La Di Da Di!

Battles

Warp – 2015
par Jeff, le 14 septembre 2015
6

Un seul être vous manque et c’est tout de suite un bordel monstre. Parce que derrière une communication plutôt bien verrouillée à l’époque, on a vite compris dans les interviews données par les membres restants que le départ de Tyondaï Braxton en 2011 était autant un choc qu’un crève-cœur. Comment pourrait-il en être autrement quand un ami claque la porte non pas parce qu’il ne peut plus supporter vos manies de starlettes ou vos grosses proutes flairantes dans le bus de tournée, mais parce que les divergences artistiques l’empêchent de s’épanouir au sein d’une entité dont on avait clairement l’impression que chaque membre contribuait au juste équilibre.

Et donc, trois longues années après l’immense Mirrored, disque-phare de la discographie de Battles, le groupe nous a pondu Gloss Drop, vendu comme une sorte d’album de la rupture et de l’ouverture vers des territoires plus pop. Un disque débordant de featurings qui cachaient mal le vide immense laissé par le départ de Tyondaï Braxton. Un disque incroyablement poussif et boursouflé – là où son penchant remixé, Dross Glop, valait lui le détour grâce au travail de gens comme Gui Boratto ou The Field. 

En 2015, Battles a survécu au traumatisme et est toujours bien arrimé au navire-amiral Warp, devenu une sorte de référence en matière de musiques expérimentales pour personnes qui n’écoutent pas de musique expérimentale. Et Battles de débarquer avec un quatrième album qui cache mal son parfum de désaveu, malgré un niveau de qualité retrouvé. Un désaveu, notamment parce Battles n’a pas choisi de repousser les limites de son post-math-rock, mais a préféré revenir à cette bonne vieille formule qui avait fait son succès. Une sorte de repli stratégique en somme. Un retour dans les pénates avec la queue entre les jambes si on veut être moins consensuel.

Cela n’empêche pas La Di Da Di! d’être un bon album, qui ne fera pas tache dans la discographie du groupe.
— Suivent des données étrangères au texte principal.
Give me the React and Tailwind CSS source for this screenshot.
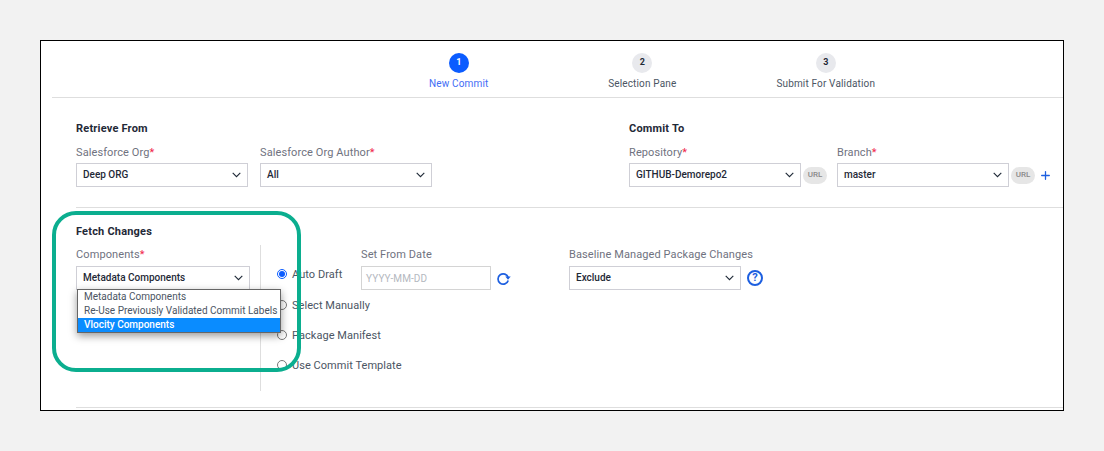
import { Plus } from "lucide-react";

const font = { fontFamily: "Roboto, sans-serif" };

const Chevron = () => (
    <svg width="9" height="6" viewBox="0 0 9 6" fill="none" className="shrink-0">
        <path d="M0.7 0.8l3.8 3.8 3.8-3.8" stroke="#1f2937" strokeWidth="1.1" />
    </svg>
);

const Label = ({ text, required }) => (
    <div className="text-[11px] leading-[14px] tracking-[0.1px] text-[#6f7280]">
        {text}
        {required && <span className="text-[#f0264b]">*</span>}
    </div>
);

const Select = ({ value, width }) => (
    <div className={`${width} h-[24px] border border-[#cfcfd6] bg-white flex items-center justify-between pl-[6px] pr-[6px] text-[10px] font-medium text-[#1f2937]`}>
        <span className="mb-[2px]">{value}</span>
        <Chevron />
    </div>
);

const UrlPill = () => (
    <div className="w-[24px] h-[17px] rounded-full bg-[#e6e6e6] flex items-center justify-center text-[8px] font-medium text-[#8a8a8a]">
        URL
    </div>
);

const Step = ({ n, label, active }) => (
    <div className="w-[183.5px] flex flex-col items-center">
        <div className={`w-[20px] h-[20px] rounded-full flex items-center justify-center text-[9px] font-bold ${active ? "bg-[#0b5cff] text-white" : "bg-[#e8e9ed] text-[#1f2937]"}`}>
            {n}
        </div>
        <div className={`mt-[4px] text-[10px] leading-[14px] tracking-[0.15px] ${active ? "text-[#3f6df5]" : "text-[#4b5563]"}`}>
            {label}
        </div>
    </div>
);

const Radio = ({ label, checked, className }) => (
    <div className={`h-[14px] flex items-center whitespace-nowrap ${className || ""}`}>
        <span className={`w-[10px] h-[10px] shrink-0 rounded-full border bg-white flex items-center justify-center ${checked ? "border-[#0b5cff]" : "border-[#777777]"}`}>
            {checked && <span className="w-[6px] h-[6px] rounded-full bg-[#0b5cff]" />}
        </span>
        <span className="ml-[5px] mt-[2px] text-[11px] tracking-[0.05px] text-[#4b5563]">{label}</span>
    </div>
);

const Refresh = () => (
    <svg width="15" height="15" viewBox="0 0 15 15" fill="none" className="ml-[5px]">
        <path d="M12.2 6.5A5.2 5.2 0 1 0 12.2 9.5" stroke="#1d5fe0" strokeWidth="1.7" />
        <path d="M9.3 5.6h5.4L12 8.7z" fill="#1d5fe0" />
    </svg>
);

const Title = ({ children }) => (
    <div className="text-[11px] leading-[14px] font-bold tracking-[0.2px] text-[#1f2937]">{children}</div>
);

export default function App() {
    return (
        <div style={font} className="w-[1104px] h-[451px] bg-[#f2f2f2] pt-[40px] pl-[40px] overflow-hidden">
            <div className="relative w-[1024px] h-[371px] border border-black bg-white">
                {/* stepper */}
                <div className="ml-[11px] h-[57px] border-b border-[#dedede] pt-[12px] pl-[315px] flex">
                    <Step n="1" label="New Commit" active />
                    <Step n="2" label="Selection Pane" />
                    <Step n="3" label="Submit For Validation" />
                </div>

                {/* retrieve / commit */}
                <div className="ml-[35px] h-[110px] border-b border-[#dedede] pt-[24px] flex">
                    <div className="w-[553px]">
                        <Title>Retrieve From</Title>
                        <div className="mt-[10px] flex gap-[12px]">
                            <div>
                                <Label text="Salesforce Org" required />
                                <div className="mt-[3px]"><Select value="Deep ORG" width="w-[172px]" /></div>
                            </div>
                            <div>
                                <Label text="Salesforce Org Author" required />
                                <div className="mt-[3px]"><Select value="All" width="w-[172px]" /></div>
                            </div>
                        </div>
                    </div>
                    <div>
                        <Title>Commit To</Title>
                        <div className="mt-[10px] flex">
                            <div>
                                <Label text="Repository" required />
                                <div className="mt-[3px] flex items-center gap-[2px]">
                                    <Select value="GITHUB-Demorepo2" width="w-[172px]" />
                                    <UrlPill />
                                </div>
                            </div>
                            <div className="ml-[10px]">
                                <Label text="Branch" required />
                                <div className="mt-[3px] flex items-center gap-[2px]">
                                    <Select value="master" width="w-[172px]" />
                                    <UrlPill />
                                    <Plus size={13} strokeWidth={2.4} color="#1d5fe0" className="ml-[2px]" />
                                </div>
                            </div>
                        </div>
                    </div>
                </div>

                {/* fetch changes */}
                <div className="ml-[35px] h-[200px] border-b border-[#dedede] pt-[17px]">
                    <Title>Fetch Changes</Title>
                    <div className="flex">
                        <div className="w-[184px] pt-[9px]">
                            <Label text="Components" required />
                            <div className="mt-[4px]"><Select value="Metadata Components" width="w-[174px]" /></div>
                        </div>
                        <div className="w-[1px] h-[146px] mt-[6px] bg-[#dedede]" />
                        <div className="pl-[16px] pt-[28px] w-[100px] flex flex-col gap-[16px]">
                            <Radio label="Auto Draft" checked className="mb-[1px]" />
                            <Radio label="Select Manually" />
                            <Radio label="Package Manifest" />
                            <Radio label="Use Commit Template" />
                        </div>
                        <div className="pt-[9px] w-[208px]">
                            <Label text="Set From Date" />
                            <div className="mt-[4px] flex items-center">
                                <div className="w-[130px] h-[24px] border border-[#d4d4d4] pl-[4px] flex items-center text-[10px] tracking-[0.1px] text-[#b4b8c0]">YYYY-MM-DD</div>
                                <Refresh />
                            </div>
                        </div>
                        <div className="pt-[9px]">
                            <Label text="Baseline Managed Package Changes" />
                            <div className="mt-[4px] flex items-center">
                                <Select value="Exclude" width="w-[172px]" />
                                <div className="ml-[6px] w-[16px] h-[16px] rounded-full border-2 border-[#1d5fe0] flex items-center justify-center text-[11px] font-bold text-[#1d5fe0]">?</div>
                            </div>
                        </div>
                    </div>
                </div>

                {/* open menu */}
                <div className="absolute left-[36px] top-[248px] w-[204px] border border-[#666666] bg-white shadow-[0_3px_8px_rgba(0,0,0,0.4)] text-[10px] leading-[14px] text-[#4b5563]">
                    <div className="pl-[6px]">Metadata Components</div>
                    <div className="pl-[6px] whitespace-nowrap">Re-Use Previously Validated Commit Labels</div>
                    <div className="pl-[6px] bg-[#0a8cff] text-white font-medium">Vlocity Components</div>
                </div>

                {/* highlight */}
                <div className="absolute left-[11px] top-[170px] w-[249px] h-[161px] border-[4px] border-[#0bae8f] rounded-[24px] pointer-events-none" />
            </div>
        </div>
    );
}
Un bon album dont on pourra dire simplement qu'il est une version light et sans ambitions de Mirrored. La technique, la production et l’énergie y sont, il manque juste des ogives du calibre d’« Atlas » ou « Tonto » pour laisser une empreinte durable sur les fans ou les classements de fin d’année. Des titres comme « The Yabba » ou « Dot Com » tentent bien de contrer cet argumentaire mais rien n’y fait : on prend beaucoup de plaisir à écouter La Di Da Di! tout en se disant quand même que pour un groupe de l’ampleur de Battles, il manque un petit quelque chose. Ah ben ouais, Tyondaï Braxton.